BRIEF
Give the count of lines holding the string "index" and nothing else.

DATASET EXCERPT
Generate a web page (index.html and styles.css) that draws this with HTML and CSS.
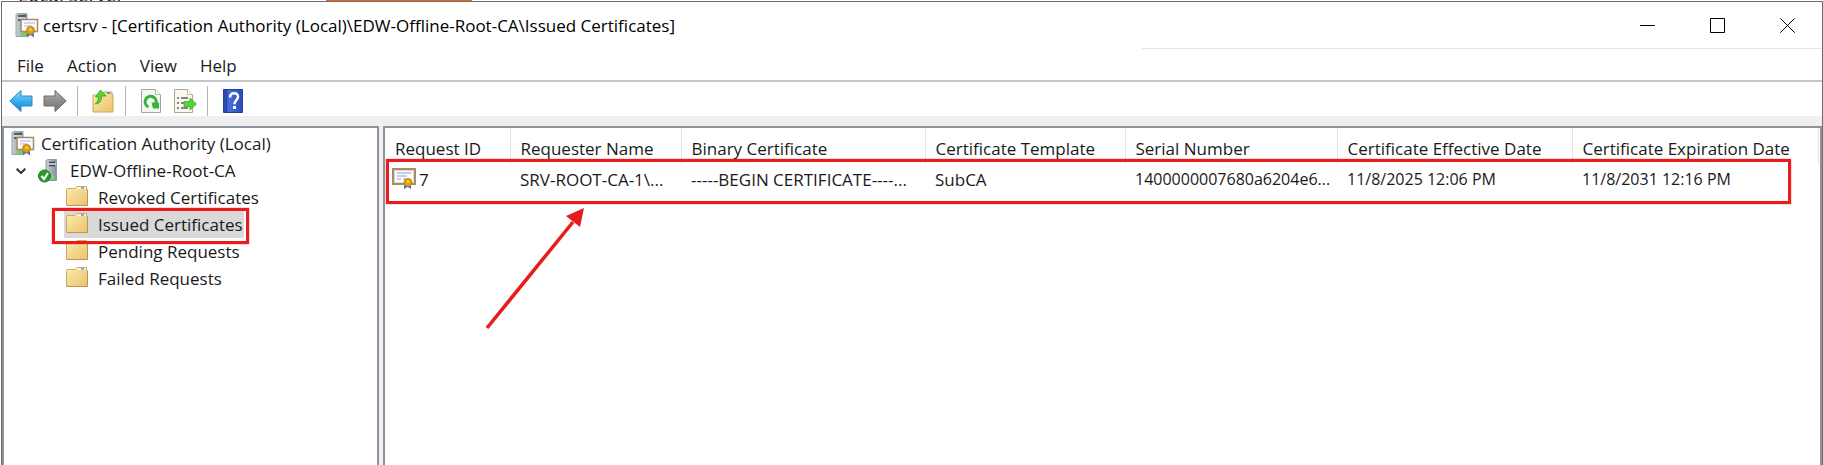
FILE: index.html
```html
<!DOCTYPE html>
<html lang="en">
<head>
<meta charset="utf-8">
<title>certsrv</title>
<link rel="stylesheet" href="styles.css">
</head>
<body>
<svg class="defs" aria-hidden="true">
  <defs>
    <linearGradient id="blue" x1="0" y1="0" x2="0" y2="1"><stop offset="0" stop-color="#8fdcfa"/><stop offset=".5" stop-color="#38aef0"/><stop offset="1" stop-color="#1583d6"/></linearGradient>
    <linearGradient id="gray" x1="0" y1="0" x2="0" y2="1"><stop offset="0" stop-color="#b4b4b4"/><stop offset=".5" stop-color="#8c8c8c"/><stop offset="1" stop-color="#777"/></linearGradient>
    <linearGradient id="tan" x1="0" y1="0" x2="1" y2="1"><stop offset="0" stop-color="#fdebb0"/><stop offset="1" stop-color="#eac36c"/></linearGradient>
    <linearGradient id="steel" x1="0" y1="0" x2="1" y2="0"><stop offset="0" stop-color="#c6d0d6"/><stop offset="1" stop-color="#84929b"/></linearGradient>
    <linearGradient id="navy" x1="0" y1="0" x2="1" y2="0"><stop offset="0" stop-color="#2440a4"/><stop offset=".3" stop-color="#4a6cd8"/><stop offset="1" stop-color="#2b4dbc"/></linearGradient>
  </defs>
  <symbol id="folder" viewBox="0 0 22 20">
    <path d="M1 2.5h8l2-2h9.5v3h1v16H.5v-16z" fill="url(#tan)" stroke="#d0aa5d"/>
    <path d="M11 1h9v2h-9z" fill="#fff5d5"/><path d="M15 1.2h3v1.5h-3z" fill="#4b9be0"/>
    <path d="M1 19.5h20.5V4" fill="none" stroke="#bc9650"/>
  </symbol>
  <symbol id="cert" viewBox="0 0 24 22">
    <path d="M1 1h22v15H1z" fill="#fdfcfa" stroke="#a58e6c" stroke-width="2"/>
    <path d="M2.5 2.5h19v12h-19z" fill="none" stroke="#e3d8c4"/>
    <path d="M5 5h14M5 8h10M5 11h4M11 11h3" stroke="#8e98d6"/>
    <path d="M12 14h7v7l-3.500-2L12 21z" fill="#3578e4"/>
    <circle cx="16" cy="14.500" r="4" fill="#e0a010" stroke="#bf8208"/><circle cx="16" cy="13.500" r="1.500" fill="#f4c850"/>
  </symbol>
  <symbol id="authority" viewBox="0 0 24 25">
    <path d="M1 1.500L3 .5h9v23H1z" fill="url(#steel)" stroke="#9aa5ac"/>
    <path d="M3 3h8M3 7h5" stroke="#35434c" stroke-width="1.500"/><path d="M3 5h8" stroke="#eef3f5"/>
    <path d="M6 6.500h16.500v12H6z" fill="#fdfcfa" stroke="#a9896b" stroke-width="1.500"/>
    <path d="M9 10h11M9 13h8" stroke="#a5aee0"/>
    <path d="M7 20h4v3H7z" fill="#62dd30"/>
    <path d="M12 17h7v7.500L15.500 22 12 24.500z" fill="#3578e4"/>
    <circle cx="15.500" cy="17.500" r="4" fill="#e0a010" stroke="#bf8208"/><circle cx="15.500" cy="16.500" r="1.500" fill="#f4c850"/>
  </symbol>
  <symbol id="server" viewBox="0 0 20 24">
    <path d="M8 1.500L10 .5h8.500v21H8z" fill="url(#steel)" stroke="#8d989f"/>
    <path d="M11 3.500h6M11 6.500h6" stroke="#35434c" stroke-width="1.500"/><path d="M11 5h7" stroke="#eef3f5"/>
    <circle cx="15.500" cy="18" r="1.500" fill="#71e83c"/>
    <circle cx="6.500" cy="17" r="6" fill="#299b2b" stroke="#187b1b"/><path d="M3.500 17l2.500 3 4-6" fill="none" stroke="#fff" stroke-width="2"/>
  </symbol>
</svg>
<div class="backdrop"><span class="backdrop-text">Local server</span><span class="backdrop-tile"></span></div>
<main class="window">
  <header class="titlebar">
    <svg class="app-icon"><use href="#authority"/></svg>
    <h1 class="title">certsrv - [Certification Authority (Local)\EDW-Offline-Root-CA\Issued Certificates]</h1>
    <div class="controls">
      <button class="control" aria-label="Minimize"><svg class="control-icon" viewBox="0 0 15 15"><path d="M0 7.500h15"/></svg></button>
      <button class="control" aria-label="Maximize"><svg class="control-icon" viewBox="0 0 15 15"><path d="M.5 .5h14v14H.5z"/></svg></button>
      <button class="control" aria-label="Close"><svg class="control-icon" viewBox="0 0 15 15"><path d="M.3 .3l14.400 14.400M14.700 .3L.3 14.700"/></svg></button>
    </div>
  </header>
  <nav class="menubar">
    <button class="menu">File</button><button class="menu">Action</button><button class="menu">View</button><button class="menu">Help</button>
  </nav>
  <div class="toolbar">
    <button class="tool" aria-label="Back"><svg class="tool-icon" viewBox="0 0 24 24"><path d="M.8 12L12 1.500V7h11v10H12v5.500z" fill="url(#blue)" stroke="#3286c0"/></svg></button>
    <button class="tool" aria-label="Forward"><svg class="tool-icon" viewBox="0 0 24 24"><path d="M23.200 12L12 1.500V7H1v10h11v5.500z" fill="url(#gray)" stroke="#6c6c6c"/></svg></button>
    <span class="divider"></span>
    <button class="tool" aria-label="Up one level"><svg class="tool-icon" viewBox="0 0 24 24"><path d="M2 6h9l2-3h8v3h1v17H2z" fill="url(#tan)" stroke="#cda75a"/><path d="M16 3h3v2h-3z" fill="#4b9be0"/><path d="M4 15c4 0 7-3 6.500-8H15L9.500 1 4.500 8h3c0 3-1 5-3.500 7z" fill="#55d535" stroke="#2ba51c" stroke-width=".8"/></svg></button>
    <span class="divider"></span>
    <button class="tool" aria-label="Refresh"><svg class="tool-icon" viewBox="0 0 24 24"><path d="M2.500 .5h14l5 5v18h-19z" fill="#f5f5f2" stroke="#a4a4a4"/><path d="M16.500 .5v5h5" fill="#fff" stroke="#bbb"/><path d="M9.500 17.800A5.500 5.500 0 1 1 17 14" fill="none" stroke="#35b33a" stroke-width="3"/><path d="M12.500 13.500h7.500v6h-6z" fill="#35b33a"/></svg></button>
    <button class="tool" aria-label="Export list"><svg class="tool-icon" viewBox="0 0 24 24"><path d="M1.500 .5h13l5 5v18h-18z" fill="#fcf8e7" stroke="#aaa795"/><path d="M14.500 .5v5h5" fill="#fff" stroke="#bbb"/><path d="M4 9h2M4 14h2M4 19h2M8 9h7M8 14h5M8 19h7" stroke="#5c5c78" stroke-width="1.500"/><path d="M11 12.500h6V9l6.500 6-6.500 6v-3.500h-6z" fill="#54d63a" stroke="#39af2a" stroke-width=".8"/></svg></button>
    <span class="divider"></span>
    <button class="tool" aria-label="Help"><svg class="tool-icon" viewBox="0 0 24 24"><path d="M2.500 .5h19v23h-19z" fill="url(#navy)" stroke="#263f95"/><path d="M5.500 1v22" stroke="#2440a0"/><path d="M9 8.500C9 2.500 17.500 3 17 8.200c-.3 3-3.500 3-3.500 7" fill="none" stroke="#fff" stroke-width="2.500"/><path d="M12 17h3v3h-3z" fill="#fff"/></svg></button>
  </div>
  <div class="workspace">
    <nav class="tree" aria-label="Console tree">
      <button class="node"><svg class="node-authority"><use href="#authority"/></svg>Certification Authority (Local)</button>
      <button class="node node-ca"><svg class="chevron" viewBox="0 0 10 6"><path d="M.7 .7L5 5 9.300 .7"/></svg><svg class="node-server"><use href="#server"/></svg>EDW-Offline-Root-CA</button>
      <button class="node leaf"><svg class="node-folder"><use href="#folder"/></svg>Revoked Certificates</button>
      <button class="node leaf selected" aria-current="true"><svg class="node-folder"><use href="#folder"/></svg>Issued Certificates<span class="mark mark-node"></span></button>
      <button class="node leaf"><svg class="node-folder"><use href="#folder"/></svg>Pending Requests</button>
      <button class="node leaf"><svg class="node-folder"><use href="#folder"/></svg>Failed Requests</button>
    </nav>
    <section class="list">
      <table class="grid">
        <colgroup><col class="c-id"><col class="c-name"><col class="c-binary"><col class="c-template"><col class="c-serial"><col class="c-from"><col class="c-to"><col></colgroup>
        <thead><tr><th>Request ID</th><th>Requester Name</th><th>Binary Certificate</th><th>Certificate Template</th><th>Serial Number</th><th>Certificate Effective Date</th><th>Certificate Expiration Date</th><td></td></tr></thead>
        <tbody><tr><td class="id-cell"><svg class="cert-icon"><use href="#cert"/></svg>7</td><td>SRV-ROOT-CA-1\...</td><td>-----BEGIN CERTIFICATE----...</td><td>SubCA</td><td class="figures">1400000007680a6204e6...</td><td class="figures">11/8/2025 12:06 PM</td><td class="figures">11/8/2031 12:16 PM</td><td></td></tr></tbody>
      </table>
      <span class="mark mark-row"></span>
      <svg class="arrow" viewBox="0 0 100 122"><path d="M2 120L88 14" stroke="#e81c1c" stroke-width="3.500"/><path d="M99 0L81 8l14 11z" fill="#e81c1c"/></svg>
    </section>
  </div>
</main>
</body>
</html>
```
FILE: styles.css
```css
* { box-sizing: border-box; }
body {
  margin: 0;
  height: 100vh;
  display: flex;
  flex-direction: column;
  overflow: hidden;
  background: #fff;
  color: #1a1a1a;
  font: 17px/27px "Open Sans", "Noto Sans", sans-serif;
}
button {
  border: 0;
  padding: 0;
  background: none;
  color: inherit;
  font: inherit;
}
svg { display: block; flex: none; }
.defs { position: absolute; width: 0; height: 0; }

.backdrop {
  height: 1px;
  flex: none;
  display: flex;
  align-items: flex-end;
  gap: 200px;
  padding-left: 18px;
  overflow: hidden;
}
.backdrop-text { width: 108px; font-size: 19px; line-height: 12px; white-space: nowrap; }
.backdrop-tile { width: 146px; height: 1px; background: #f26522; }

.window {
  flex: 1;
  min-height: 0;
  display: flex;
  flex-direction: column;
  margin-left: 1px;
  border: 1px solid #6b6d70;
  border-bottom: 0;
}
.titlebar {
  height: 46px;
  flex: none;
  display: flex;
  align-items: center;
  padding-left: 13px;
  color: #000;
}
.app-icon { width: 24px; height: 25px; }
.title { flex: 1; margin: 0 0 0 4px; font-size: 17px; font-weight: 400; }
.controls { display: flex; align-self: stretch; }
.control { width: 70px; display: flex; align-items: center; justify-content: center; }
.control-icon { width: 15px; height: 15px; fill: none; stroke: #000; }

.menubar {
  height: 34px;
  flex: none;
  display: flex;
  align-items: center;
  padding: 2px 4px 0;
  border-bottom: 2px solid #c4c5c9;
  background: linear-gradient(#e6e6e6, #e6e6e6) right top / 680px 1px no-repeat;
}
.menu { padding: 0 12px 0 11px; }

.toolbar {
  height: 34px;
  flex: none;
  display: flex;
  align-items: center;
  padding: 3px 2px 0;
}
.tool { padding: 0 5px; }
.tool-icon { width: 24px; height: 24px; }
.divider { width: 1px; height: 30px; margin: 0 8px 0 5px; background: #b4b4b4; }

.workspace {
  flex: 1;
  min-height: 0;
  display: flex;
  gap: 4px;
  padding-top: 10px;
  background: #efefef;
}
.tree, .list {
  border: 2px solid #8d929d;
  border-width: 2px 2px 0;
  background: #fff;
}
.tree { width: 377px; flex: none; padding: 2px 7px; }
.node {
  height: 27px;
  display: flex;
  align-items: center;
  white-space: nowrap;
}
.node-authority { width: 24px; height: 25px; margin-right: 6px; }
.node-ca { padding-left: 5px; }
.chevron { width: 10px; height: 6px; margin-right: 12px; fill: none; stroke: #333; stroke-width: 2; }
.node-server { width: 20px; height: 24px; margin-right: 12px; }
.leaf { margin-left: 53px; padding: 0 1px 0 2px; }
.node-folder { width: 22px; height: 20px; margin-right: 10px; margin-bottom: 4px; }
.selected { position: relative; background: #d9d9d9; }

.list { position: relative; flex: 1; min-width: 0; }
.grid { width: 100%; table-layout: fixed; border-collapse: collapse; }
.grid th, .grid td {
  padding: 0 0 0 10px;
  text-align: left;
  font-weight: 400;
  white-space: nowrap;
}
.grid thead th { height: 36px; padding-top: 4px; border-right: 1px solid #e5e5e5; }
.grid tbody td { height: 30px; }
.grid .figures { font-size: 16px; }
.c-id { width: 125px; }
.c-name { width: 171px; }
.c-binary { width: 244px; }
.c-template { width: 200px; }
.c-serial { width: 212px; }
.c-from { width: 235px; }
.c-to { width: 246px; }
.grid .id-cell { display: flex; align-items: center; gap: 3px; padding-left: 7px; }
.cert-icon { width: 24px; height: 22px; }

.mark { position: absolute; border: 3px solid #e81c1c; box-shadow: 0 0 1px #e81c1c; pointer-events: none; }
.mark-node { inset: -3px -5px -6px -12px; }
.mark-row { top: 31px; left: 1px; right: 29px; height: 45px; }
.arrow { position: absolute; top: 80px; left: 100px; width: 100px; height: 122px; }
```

RESPONSE FOR THIS EXERCISE
2